* BEGIN *

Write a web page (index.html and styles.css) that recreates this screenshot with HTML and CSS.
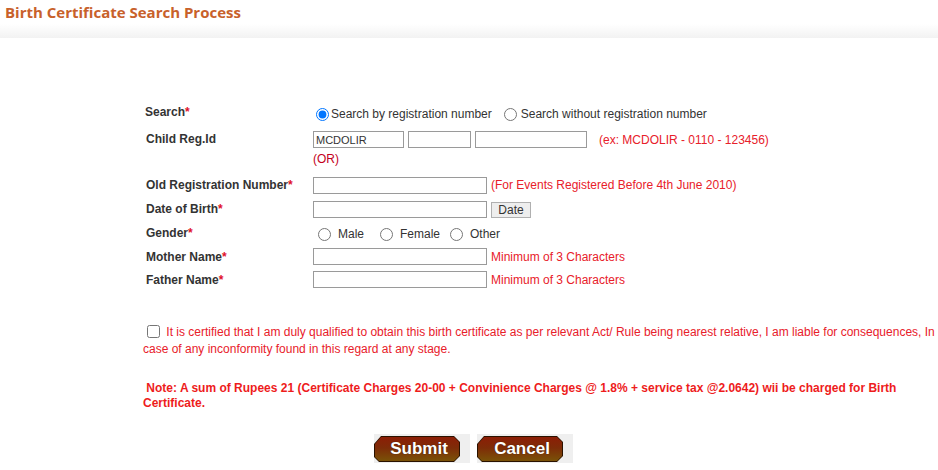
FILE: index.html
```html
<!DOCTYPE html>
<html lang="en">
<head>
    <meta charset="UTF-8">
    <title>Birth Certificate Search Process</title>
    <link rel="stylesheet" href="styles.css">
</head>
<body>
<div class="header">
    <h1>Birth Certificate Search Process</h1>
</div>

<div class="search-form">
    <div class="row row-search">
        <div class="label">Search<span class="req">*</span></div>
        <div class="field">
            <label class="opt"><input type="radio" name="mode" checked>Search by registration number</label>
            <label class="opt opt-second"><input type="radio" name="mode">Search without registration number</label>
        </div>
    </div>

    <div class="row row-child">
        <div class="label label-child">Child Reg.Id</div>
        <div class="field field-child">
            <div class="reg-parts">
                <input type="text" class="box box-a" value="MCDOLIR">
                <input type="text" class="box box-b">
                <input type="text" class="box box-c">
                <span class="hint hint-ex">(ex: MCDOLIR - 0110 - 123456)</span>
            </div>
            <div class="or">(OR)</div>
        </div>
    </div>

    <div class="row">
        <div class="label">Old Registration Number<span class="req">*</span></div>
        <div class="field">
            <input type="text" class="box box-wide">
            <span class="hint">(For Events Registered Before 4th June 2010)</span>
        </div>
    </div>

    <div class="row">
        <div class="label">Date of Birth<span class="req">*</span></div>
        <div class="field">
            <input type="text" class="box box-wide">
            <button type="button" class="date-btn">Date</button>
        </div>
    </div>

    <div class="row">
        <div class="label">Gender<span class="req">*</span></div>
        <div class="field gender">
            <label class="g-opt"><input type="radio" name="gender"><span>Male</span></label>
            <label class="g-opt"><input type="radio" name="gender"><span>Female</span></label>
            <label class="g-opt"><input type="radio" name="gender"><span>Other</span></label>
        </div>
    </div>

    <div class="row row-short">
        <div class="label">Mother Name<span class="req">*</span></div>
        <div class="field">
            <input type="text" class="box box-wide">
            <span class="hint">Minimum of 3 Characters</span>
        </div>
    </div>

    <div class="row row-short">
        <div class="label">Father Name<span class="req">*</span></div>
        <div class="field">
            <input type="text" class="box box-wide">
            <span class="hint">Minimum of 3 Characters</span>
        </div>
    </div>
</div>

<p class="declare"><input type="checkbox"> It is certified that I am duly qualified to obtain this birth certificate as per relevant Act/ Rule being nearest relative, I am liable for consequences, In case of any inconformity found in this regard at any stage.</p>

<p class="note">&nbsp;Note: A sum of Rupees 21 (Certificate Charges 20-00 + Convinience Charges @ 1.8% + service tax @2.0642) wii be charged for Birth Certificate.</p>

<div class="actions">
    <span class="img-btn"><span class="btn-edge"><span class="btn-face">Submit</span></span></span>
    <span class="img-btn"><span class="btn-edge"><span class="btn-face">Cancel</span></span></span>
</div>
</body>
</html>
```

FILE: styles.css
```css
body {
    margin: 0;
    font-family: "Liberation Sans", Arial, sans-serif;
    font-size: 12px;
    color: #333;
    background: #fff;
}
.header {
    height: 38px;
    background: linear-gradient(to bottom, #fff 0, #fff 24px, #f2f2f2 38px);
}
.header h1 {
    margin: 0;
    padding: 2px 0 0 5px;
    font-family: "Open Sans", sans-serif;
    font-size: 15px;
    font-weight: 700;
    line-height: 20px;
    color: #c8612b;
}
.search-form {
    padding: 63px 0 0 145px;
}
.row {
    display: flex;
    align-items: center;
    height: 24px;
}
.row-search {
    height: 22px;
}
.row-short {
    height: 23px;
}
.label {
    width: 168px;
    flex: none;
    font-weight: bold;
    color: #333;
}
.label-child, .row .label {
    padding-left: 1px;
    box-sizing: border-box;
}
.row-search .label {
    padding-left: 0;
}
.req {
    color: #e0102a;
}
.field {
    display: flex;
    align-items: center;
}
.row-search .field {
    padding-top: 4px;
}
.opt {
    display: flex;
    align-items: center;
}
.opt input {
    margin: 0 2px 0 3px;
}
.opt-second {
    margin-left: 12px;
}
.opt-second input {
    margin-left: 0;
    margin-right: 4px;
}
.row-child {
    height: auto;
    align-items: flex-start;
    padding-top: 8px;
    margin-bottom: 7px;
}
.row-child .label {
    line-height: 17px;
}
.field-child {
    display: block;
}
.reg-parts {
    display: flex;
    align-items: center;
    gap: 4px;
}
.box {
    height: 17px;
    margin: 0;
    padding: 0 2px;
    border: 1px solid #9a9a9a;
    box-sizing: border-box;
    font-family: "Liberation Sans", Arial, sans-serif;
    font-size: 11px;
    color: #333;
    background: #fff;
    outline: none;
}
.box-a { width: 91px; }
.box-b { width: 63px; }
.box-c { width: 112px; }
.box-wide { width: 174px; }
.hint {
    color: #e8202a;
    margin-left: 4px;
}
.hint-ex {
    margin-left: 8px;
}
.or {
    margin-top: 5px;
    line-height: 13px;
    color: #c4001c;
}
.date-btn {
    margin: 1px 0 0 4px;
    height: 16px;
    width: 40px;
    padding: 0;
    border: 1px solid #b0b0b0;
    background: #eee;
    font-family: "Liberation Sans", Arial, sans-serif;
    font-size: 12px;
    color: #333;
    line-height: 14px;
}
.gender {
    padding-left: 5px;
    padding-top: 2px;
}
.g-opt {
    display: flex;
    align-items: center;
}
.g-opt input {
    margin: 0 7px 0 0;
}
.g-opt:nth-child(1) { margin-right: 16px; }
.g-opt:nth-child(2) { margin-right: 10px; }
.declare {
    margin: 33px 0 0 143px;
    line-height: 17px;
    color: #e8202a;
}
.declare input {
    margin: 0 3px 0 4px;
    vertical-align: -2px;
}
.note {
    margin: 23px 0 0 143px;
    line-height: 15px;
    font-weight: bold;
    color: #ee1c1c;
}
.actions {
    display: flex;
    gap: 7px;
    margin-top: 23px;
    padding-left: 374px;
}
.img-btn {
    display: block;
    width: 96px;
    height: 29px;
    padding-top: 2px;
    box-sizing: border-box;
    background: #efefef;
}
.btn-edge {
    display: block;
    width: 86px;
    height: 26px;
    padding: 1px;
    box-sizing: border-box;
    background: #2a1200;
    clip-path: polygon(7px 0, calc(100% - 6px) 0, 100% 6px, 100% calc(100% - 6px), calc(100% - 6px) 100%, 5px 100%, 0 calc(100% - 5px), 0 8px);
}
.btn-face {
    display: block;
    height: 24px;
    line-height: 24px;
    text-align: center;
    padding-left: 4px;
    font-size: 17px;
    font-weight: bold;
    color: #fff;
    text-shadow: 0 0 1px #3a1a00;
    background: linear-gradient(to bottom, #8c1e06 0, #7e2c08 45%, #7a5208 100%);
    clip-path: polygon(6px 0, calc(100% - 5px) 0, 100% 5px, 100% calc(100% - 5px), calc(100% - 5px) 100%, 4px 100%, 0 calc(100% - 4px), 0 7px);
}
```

* END *

- Task statement: Write the listing above out again exactly, dropping each image.

- Final result:
Write a web page (index.html and styles.css) that recreates this screenshot with HTML and CSS.
FILE: index.html
```html
<!DOCTYPE html>
<html lang="en">
<head>
    <meta charset="UTF-8">
    <title>Birth Certificate Search Process</title>
    <link rel="stylesheet" href="styles.css">
</head>
<body>
<div class="header">
    <h1>Birth Certificate Search Process</h1>
</div>

<div class="search-form">
    <div class="row row-search">
        <div class="label">Search<span class="req">*</span></div>
        <div class="field">
            <label class="opt"><input type="radio" name="mode" checked>Search by registration number</label>
            <label class="opt opt-second"><input type="radio" name="mode">Search without registration number</label>
        </div>
    </div>

    <div class="row row-child">
        <div class="label label-child">Child Reg.Id</div>
        <div class="field field-child">
            <div class="reg-parts">
                <input type="text" class="box box-a" value="MCDOLIR">
                <input type="text" class="box box-b">
                <input type="text" class="box box-c">
                <span class="hint hint-ex">(ex: MCDOLIR - 0110 - 123456)</span>
            </div>
            <div class="or">(OR)</div>
        </div>
    </div>

    <div class="row">
        <div class="label">Old Registration Number<span class="req">*</span></div>
        <div class="field">
            <input type="text" class="box box-wide">
            <span class="hint">(For Events Registered Before 4th June 2010)</span>
        </div>
    </div>

    <div class="row">
        <div class="label">Date of Birth<span class="req">*</span></div>
        <div class="field">
            <input type="text" class="box box-wide">
            <button type="button" class="date-btn">Date</button>
        </div>
    </div>

    <div class="row">
        <div class="label">Gender<span class="req">*</span></div>
        <div class="field gender">
            <label class="g-opt"><input type="radio" name="gender"><span>Male</span></label>
            <label class="g-opt"><input type="radio" name="gender"><span>Female</span></label>
            <label class="g-opt"><input type="radio" name="gender"><span>Other</span></label>
        </div>
    </div>

    <div class="row row-short">
        <div class="label">Mother Name<span class="req">*</span></div>
        <div class="field">
            <input type="text" class="box box-wide">
            <span class="hint">Minimum of 3 Characters</span>
        </div>
    </div>

    <div class="row row-short">
        <div class="label">Father Name<span class="req">*</span></div>
        <div class="field">
            <input type="text" class="box box-wide">
            <span class="hint">Minimum of 3 Characters</span>
        </div>
    </div>
</div>

<p class="declare"><input type="checkbox"> It is certified that I am duly qualified to obtain this birth certificate as per relevant Act/ Rule being nearest relative, I am liable for consequences, In case of any inconformity found in this regard at any stage.</p>

<p class="note">&nbsp;Note: A sum of Rupees 21 (Certificate Charges 20-00 + Convinience Charges @ 1.8% + service tax @2.0642) wii be charged for Birth Certificate.</p>

<div class="actions">
    <span class="img-btn"><span class="btn-edge"><span class="btn-face">Submit</span></span></span>
    <span class="img-btn"><span class="btn-edge"><span class="btn-face">Cancel</span></span></span>
</div>
</body>
</html>
```

FILE: styles.css
```css
body {
    margin: 0;
    font-family: "Liberation Sans", Arial, sans-serif;
    font-size: 12px;
    color: #333;
    background: #fff;
}
.header {
    height: 38px;
    background: linear-gradient(to bottom, #fff 0, #fff 24px, #f2f2f2 38px);
}
.header h1 {
    margin: 0;
    padding: 2px 0 0 5px;
    font-family: "Open Sans", sans-serif;
    font-size: 15px;
    font-weight: 700;
    line-height: 20px;
    color: #c8612b;
}
.search-form {
    padding: 63px 0 0 145px;
}
.row {
    display: flex;
    align-items: center;
    height: 24px;
}
.row-search {
    height: 22px;
}
.row-short {
    height: 23px;
}
.label {
    width: 168px;
    flex: none;
    font-weight: bold;
    color: #333;
}
.label-child, .row .label {
    padding-left: 1px;
    box-sizing: border-box;
}
.row-search .label {
    padding-left: 0;
}
.req {
    color: #e0102a;
}
.field {
    display: flex;
    align-items: center;
}
.row-search .field {
    padding-top: 4px;
}
.opt {
    display: flex;
    align-items: center;
}
.opt input {
    margin: 0 2px 0 3px;
}
.opt-second {
    margin-left: 12px;
}
.opt-second input {
    margin-left: 0;
    margin-right: 4px;
}
.row-child {
    height: auto;
    align-items: flex-start;
    padding-top: 8px;
    margin-bottom: 7px;
}
.row-child .label {
    line-height: 17px;
}
.field-child {
    display: block;
}
.reg-parts {
    display: flex;
    align-items: center;
    gap: 4px;
}
.box {
    height: 17px;
    margin: 0;
    padding: 0 2px;
    border: 1px solid #9a9a9a;
    box-sizing: border-box;
    font-family: "Liberation Sans", Arial, sans-serif;
    font-size: 11px;
    color: #333;
    background: #fff;
    outline: none;
}
.box-a { width: 91px; }
.box-b { width: 63px; }
.box-c { width: 112px; }
.box-wide { width: 174px; }
.hint {
    color: #e8202a;
    margin-left: 4px;
}
.hint-ex {
    margin-left: 8px;
}
.or {
    margin-top: 5px;
    line-height: 13px;
    color: #c4001c;
}
.date-btn {
    margin: 1px 0 0 4px;
    height: 16px;
    width: 40px;
    padding: 0;
    border: 1px solid #b0b0b0;
    background: #eee;
    font-family: "Liberation Sans", Arial, sans-serif;
    font-size: 12px;
    color: #333;
    line-height: 14px;
}
.gender {
    padding-left: 5px;
    padding-top: 2px;
}
.g-opt {
    display: flex;
    align-items: center;
}
.g-opt input {
    margin: 0 7px 0 0;
}
.g-opt:nth-child(1) { margin-right: 16px; }
.g-opt:nth-child(2) { margin-right: 10px; }
.declare {
    margin: 33px 0 0 143px;
    line-height: 17px;
    color: #e8202a;
}
.declare input {
    margin: 0 3px 0 4px;
    vertical-align: -2px;
}
.note {
    margin: 23px 0 0 143px;
    line-height: 15px;
    font-weight: bold;
    color: #ee1c1c;
}
.actions {
    display: flex;
    gap: 7px;
    margin-top: 23px;
    padding-left: 374px;
}
.img-btn {
    display: block;
    width: 96px;
    height: 29px;
    padding-top: 2px;
    box-sizing: border-box;
    background: #efefef;
}
.btn-edge {
    display: block;
    width: 86px;
    height: 26px;
    padding: 1px;
    box-sizing: border-box;
    background: #2a1200;
    clip-path: polygon(7px 0, calc(100% - 6px) 0, 100% 6px, 100% calc(100% - 6px), calc(100% - 6px) 100%, 5px 100%, 0 calc(100% - 5px), 0 8px);
}
.btn-face {
    display: block;
    height: 24px;
    line-height: 24px;
    text-align: center;
    padding-left: 4px;
    font-size: 17px;
    font-weight: bold;
    color: #fff;
    text-shadow: 0 0 1px #3a1a00;
    background: linear-gradient(to bottom, #8c1e06 0, #7e2c08 45%, #7a5208 100%);
    clip-path: polygon(6px 0, calc(100% - 5px) 0, 100% 5px, 100% calc(100% - 5px), calc(100% - 5px) 100%, 4px 100%, 0 calc(100% - 4px), 0 7px);
}
```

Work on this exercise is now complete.